In order to get there, we need to make a few changes to how hard we currently work.  Working hard does not mean doing more, it just means getting more out of the program we currently have.  This requires accountability from the lifter.

Any asshole can follow a program with given percentages or RPEs.  Mindlessly going through each repetition and just checking a box to say you completed it.  This is great for the lifter in many cases as it puts the accountability on the program and not on themselves.

We live in a culture where no one seems to be accountable for their actions anymore.  In order for any program to be great, the lifter needs to be accountable, and they need to bring something extra to what is written on that sheet of paper.  Coaching is the process of guiding this attitude.  This is more important than the number of sets and reps in a fucking Excel spreadsheet.

Our program is setup like this:

Main movement-rotates between max effort and sets and reps at a percentage of that max effort lift

Secondary movement- Sometimes this is backdowns of the same variation, it can be a different grip or stance occasionally, or it can be something like a variation of a goodmorning.

Third movement- this is usually still pretty specific to the movements of the sport, but not as much as the others.  This could be a belt squat variation for example.  

After we usually hit abs and one other muscle group.  There is a lot of flexibility within these categories.  For example, I did a squat max effort yesterday, followed by a heavy set of 5 on goodmornings, followed by a heavy set of 5 on zercher pin squats, and finished with abs.

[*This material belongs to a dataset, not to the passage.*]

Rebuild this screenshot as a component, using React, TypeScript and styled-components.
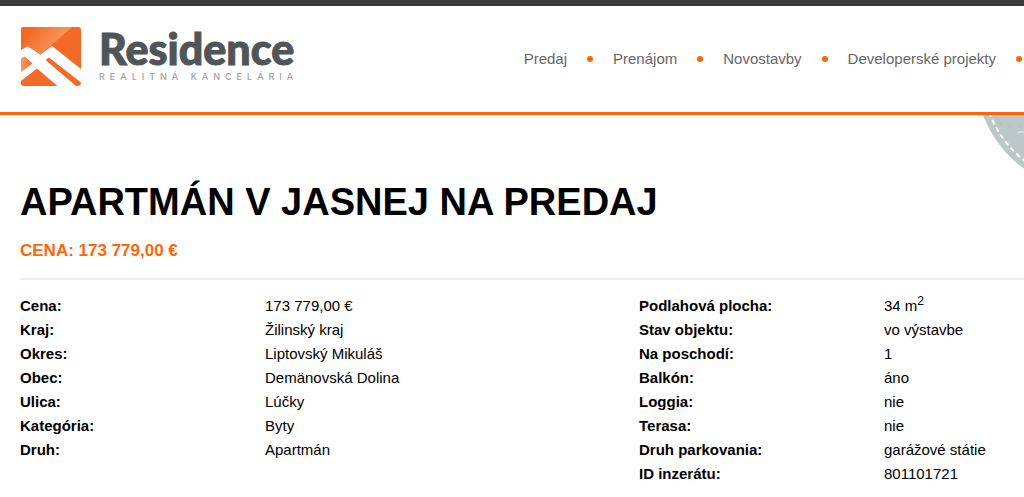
import React from 'react';
import styled, { createGlobalStyle } from 'styled-components';

const GlobalStyle = createGlobalStyle`
  * { box-sizing: border-box; }
  body {
    margin: 0;
    background: #fff;
    color: #000;
    font: 15px/24px "Liberation Sans", Arial, sans-serif;
    overflow-x: hidden;
  }
`;

const Header = styled.header`
  display: flex;
  align-items: flex-start;
  justify-content: space-between;
  padding: 21px 2px 25px 20px;
  border-top: 6px solid #3a3b3d;
  border-bottom: 3px solid #ff660a;
`;

const Brand = styled.a`
  display: flex;
  align-items: flex-start;
  gap: 18px;
  color: #505557;
  text-decoration: none;
`;

const BrandText = styled.span`
  display: flex;
  flex-direction: column;
`;

const BrandName = styled.span`
  font: 900 43px/44px Lato, sans-serif;
  -webkit-text-stroke: 1px currentColor;
`;

const Tagline = styled.span`
  font: 500 9px/12px Inter, sans-serif;
  letter-spacing: 5px;
  color: #a0a2a3;
  white-space: nowrap;
`;

const Nav = styled.nav`
  padding-top: 20px;
`;

const NavList = styled.ul`
  display: flex;
  margin: 0;
  padding: 0;
  gap: 20px;
  list-style: none;
`;

const NavItem = styled.li`
  display: flex;
  align-items: center;
  gap: 20px;
  white-space: nowrap;

  &::after {
    content: "";
    width: 6px;
    height: 6px;
    border-radius: 50%;
    background: #ff660a;
  }
`;

const NavLink = styled.a`
  color: #666;
  text-decoration: none;
`;

const Main = styled.main`
  position: relative;
  padding: 64px 0 8px 20px;
`;

const Seal = styled.svg`
  position: absolute;
  top: 0;
  right: 0;
`;

const Title = styled.h1`
  margin: 0;
  font-size: 38px;
  line-height: 46px;
  text-transform: uppercase;
`;

const Price = styled.p`
  margin: 0;
  padding: 14px 0 15px;
  border-bottom: 2px solid #eee;
  color: #ff660a;
  font-size: 17px;
  font-weight: bold;
`;

const Details = styled.div`
  display: grid;
  grid-template-columns: 619fr 385fr;
  align-items: start;
  padding-top: 14px;
`;

const DetailList = styled.dl<{ $columns: string }>`
  display: grid;
  grid-template-columns: ${(p) => p.$columns};
  margin: 0;
`;

const Term = styled.dt`
  font-weight: bold;
`;

const Value = styled.dd`
  margin: 0;

  sup {
    font-size: 12px;
    line-height: 0;
  }
`;

const links = ['Predaj', 'Prenájom', 'Novostavby', 'Developerské projekty'];

const location: [string, React.ReactNode][] = [
  ['Cena:', '173 779,00 €'],
  ['Kraj:', 'Žilinský kraj'],
  ['Okres:', 'Liptovský Mikuláš'],
  ['Obec:', 'Demänovská Dolina'],
  ['Ulica:', 'Lúčky'],
  ['Kategória:', 'Byty'],
  ['Druh:', 'Apartmán'],
];

const features: [string, React.ReactNode][] = [
  ['Podlahová plocha:', <>34 m<sup>2</sup></>],
  ['Stav objektu:', 'vo výstavbe'],
  ['Na poschodí:', '1'],
  ['Balkón:', 'áno'],
  ['Loggia:', 'nie'],
  ['Terasa:', 'nie'],
  ['Druh parkovania:', 'garážové státie'],
  ['ID inzerátu:', '801101721'],
];

function Facts({ items, columns }: { items: [string, React.ReactNode][]; columns: string }) {
  return (
    <DetailList $columns={columns}>
      {items.map(([term, value]) => (
        <React.Fragment key={term}>
          <Term>{term}</Term>
          <Value>{value}</Value>
        </React.Fragment>
      ))}
    </DetailList>
  );
}

function LogoMark() {
  return (
    <svg width="61" height="60" viewBox="0 0 61 60" aria-hidden="true">
      <defs>
        <linearGradient id="shine" gradientUnits="userSpaceOnUse" x1="8" y1="4" x2="34" y2="20">
          <stop offset="0" stopColor="#f26a25" />
          <stop offset="1" stopColor="#f7935a" />
        </linearGradient>
        <linearGradient id="shineLow" x1="0" y1="0" x2="1" y2="0">
          <stop offset="0" stopColor="#f79a66" />
          <stop offset="1" stopColor="#f26a25" />
        </linearGradient>
      </defs>
      <g transform="translate(1 0)">
        <path d="M0 23V3Q0 0 3 0H57Q60 0 60 3V42L31 19L19.5 27.5L6.500 19Z" fill="#f26a25" />
        <path d="M0 23V3Q0 0 3 0H51L19.500 27.500L6.500 19Z" fill="url(#shine)" />
        <path d="M0 31.500L3.500 29.500L11.500 36.500L0 45Z" fill="url(#shineLow)" />
        <path d="M0 54L16 41.500L36.500 59H3Q0 59 0 56Z" fill="#f26a25" />
        <path d="M24.500 33L28 30.500L60 55.500Q60 59 56 59H55Z" fill="#f26a25" />
      </g>
    </svg>
  );
}

export default function App() {
  return (
    <>
      <GlobalStyle />
      <Header>
        <Brand href="#">
          <LogoMark />
          <BrandText>
            <BrandName>Residence</BrandName>
            <Tagline>REALITNÁ KANCELÁRIA</Tagline>
          </BrandText>
        </Brand>
        <Nav>
          <NavList>
            {links.map((label) => (
              <NavItem key={label}>
                <NavLink href="#">{label}</NavLink>
              </NavItem>
            ))}
          </NavList>
        </Nav>
      </Header>
      <Main>
        <Seal width="44" height="56" viewBox="980 115 44 56" aria-hidden="true">
          <circle cx="1091.500" cy="74.700" r="115.700" fill="#bcc8c8" />
          <circle cx="1091.500" cy="74.700" r="109" fill="none" stroke="#fff" strokeWidth="2" strokeDasharray="5 3.300" />
          <path d="M1018 133Q1019 131.500 1024 132" fill="none" stroke="#e4eaea" strokeWidth="1.200" />
          <path d="M1000 124h1M1009 127h1M1019 127h1" stroke="#a9b6b6" />
        </Seal>
        <Title>Apartmán v Jasnej na predaj</Title>
        <Price>CENA: 173 779,00 €</Price>
        <Details>
          <Facts items={location} columns="245fr 374fr" />
          <Facts items={features} columns="245fr 140fr" />
        </Details>
      </Main>
    </>
  );
}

Sometimes we will do rep work on squats or bench, followed by rep work on deadlifts.  Then there might be a straight knee deadlift variation, hypers, and abs.  This is all depending on the week, the day, and the individual.

We do not typically push our rep work with the squats and deadlifts, and it depends with the bench press.  This is for recovery and technique.  However, if we bench and follow it up with close grip backdowns, we will push that exercise a bit as it is to build tricep strength and not technique.

These secondary movements need to be pushed harder than what we were doing before.  They can help build up strength in weak areas.  Going light on these exercises will not build up strength the same way as going heavier.  Our goodmornings, zerchers, close grip work, straight knee deadlift variations, all need to be trained harder to make our programs go from being good to great.

These also means that the lifter needs to be accountable and truly get after these exercises.  This is why having good training partners is so important.  They can literally be the difference in you being the best you can possibly be or being a diluted version of that.

These lifts need to be taken close to failure to be effective.  This doesn’t mean taking the technique work of the comp lifts and their variations to failure.  We run the program as written there, but the other stuff needs to be to really build up that strength.

As I was told at Westside, “The work does not start until it begins to get hard.”